RECORDS TO PROCESS:

>> start

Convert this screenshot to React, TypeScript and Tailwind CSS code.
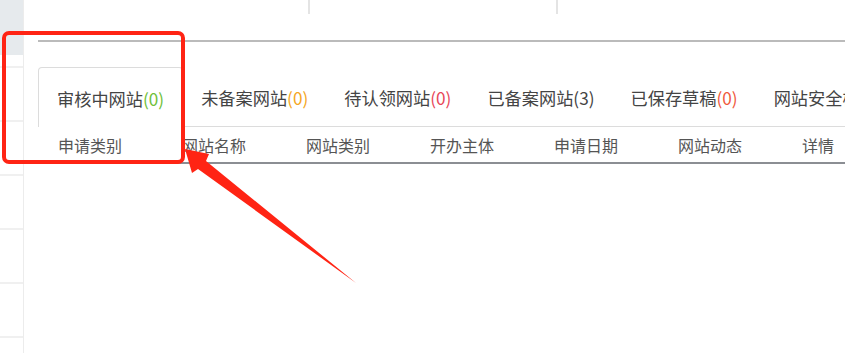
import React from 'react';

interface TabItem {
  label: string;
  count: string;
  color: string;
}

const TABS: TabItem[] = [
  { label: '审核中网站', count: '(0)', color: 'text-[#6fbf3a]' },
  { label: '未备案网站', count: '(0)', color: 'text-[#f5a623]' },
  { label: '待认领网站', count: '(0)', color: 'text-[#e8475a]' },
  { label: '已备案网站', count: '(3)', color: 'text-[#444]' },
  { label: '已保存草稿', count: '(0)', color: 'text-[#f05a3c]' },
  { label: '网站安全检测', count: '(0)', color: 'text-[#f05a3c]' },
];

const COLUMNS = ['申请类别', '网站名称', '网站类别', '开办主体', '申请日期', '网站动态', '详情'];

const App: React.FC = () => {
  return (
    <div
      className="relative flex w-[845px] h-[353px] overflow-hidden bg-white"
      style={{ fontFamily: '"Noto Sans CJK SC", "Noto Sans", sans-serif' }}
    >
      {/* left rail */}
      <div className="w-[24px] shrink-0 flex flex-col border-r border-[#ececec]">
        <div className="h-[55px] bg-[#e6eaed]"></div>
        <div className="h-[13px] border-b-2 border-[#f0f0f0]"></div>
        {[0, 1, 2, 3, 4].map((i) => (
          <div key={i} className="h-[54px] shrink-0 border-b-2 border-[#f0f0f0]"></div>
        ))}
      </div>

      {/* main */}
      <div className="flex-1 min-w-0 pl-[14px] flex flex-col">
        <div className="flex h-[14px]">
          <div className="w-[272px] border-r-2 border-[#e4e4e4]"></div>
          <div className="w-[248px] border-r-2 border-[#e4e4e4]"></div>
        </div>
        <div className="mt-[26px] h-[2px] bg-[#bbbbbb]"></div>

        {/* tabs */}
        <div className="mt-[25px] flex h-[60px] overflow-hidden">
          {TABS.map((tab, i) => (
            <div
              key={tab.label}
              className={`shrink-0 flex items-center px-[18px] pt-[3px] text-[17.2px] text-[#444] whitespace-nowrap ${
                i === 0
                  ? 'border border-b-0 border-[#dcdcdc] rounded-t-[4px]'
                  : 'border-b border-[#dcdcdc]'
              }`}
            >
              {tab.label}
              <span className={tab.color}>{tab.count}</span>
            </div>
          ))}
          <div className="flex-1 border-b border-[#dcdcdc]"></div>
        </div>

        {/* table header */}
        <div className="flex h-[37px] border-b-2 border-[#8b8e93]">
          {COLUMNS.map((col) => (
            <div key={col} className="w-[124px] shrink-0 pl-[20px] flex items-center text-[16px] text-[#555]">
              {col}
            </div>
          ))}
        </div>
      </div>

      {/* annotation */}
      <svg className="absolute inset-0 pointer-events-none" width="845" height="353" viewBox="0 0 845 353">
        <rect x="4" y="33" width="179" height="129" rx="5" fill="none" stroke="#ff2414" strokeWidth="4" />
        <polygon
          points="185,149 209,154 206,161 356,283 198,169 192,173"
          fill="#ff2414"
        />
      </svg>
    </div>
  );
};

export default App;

>> end
>> start

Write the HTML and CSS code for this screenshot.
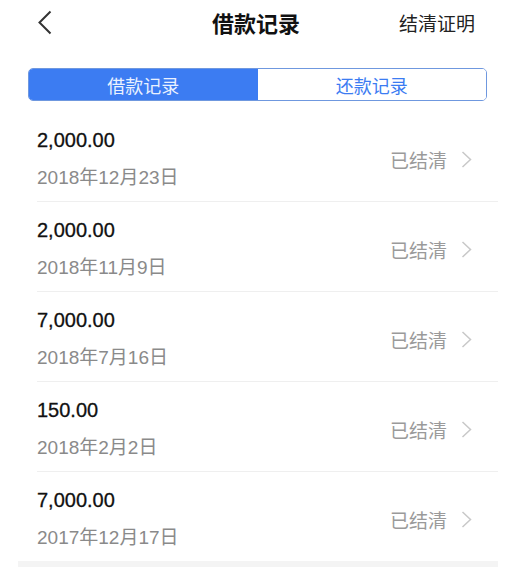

>> end

EXERCISE AIM:
Copy out every line in the listing where the word "screenshot" appears.

TASK RESPONSE:
Convert this screenshot to React, TypeScript and Tailwind CSS code.
Write the HTML and CSS code for this screenshot.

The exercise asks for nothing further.